Task prompt =>
Where a line holds "screenshot", copy it.

Rows =>
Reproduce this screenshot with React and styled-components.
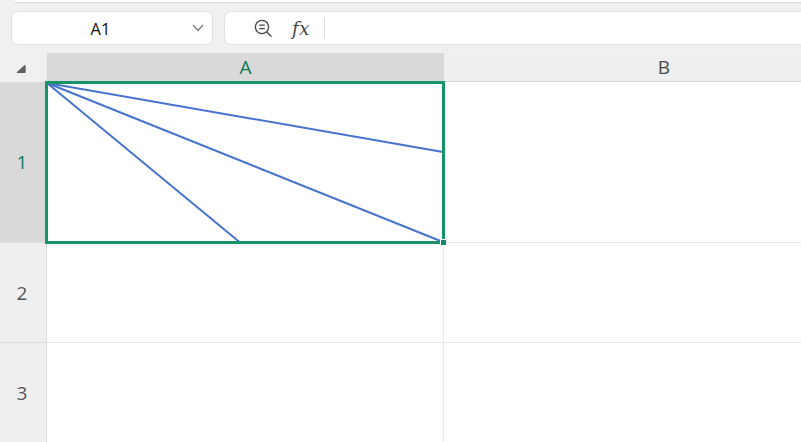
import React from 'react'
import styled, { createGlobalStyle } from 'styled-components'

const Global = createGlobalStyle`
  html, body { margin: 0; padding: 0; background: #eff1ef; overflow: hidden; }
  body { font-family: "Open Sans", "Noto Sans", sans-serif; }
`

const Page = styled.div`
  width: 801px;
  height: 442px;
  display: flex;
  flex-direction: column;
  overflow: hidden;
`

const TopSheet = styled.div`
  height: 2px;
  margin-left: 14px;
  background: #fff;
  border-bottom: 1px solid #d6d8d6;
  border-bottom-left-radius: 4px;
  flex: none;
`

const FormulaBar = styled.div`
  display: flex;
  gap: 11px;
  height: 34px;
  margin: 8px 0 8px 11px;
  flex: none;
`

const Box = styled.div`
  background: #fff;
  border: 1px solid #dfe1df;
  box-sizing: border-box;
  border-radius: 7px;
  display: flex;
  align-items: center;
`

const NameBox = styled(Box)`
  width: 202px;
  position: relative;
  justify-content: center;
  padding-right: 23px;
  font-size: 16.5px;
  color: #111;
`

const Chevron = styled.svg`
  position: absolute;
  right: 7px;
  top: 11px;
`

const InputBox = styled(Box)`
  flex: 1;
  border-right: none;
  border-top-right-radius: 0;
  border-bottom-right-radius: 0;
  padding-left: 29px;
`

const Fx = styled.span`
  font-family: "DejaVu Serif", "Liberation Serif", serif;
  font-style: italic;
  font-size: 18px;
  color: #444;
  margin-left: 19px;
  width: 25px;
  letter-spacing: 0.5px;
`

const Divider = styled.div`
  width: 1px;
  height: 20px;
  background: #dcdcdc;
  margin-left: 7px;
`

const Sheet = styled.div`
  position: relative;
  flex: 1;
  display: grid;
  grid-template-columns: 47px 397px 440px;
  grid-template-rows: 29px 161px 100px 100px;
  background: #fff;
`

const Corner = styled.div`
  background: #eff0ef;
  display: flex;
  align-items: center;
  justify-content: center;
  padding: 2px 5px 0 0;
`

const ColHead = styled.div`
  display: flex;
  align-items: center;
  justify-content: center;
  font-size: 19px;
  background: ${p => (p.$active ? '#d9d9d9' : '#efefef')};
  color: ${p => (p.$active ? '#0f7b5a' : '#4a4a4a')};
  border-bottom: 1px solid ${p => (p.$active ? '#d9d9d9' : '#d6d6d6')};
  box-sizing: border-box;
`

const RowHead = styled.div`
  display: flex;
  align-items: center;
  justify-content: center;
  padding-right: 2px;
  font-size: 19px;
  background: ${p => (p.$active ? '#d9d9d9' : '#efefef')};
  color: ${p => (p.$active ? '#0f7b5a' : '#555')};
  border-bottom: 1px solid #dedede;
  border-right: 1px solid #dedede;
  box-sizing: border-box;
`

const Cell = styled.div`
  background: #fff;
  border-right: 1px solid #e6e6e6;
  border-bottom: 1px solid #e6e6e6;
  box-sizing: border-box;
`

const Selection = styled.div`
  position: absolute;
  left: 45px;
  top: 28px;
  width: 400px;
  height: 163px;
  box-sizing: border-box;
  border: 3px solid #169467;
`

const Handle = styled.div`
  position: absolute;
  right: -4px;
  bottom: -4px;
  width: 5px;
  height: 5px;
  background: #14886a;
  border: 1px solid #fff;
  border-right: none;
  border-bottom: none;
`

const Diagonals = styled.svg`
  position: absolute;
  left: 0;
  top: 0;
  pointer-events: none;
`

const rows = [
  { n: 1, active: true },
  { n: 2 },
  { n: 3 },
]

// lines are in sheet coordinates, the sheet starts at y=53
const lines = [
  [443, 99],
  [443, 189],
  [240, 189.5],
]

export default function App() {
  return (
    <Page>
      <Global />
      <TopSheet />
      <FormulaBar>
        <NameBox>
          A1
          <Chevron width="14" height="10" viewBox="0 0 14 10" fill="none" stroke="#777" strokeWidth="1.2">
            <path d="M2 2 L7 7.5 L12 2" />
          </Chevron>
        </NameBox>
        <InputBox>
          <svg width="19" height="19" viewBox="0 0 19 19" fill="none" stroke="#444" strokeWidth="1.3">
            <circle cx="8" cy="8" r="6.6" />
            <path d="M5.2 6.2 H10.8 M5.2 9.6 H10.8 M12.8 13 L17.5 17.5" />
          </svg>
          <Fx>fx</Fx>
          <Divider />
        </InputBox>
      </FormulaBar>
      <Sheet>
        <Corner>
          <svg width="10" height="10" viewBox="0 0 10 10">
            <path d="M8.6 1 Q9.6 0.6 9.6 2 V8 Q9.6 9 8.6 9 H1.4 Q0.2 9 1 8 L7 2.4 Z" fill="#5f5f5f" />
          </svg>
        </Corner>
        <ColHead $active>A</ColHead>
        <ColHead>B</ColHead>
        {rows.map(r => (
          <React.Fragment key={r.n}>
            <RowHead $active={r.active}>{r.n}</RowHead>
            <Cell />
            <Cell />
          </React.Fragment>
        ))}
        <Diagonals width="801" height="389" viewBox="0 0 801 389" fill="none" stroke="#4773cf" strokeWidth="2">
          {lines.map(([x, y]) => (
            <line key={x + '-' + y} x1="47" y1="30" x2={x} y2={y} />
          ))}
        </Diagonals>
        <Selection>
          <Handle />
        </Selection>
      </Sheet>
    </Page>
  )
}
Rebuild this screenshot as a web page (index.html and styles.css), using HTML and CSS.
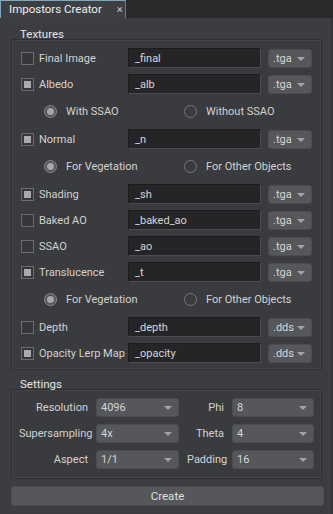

Written answer =>
Reproduce this screenshot with React and styled-components.
Rebuild this screenshot as a web page (index.html and styles.css), using HTML and CSS.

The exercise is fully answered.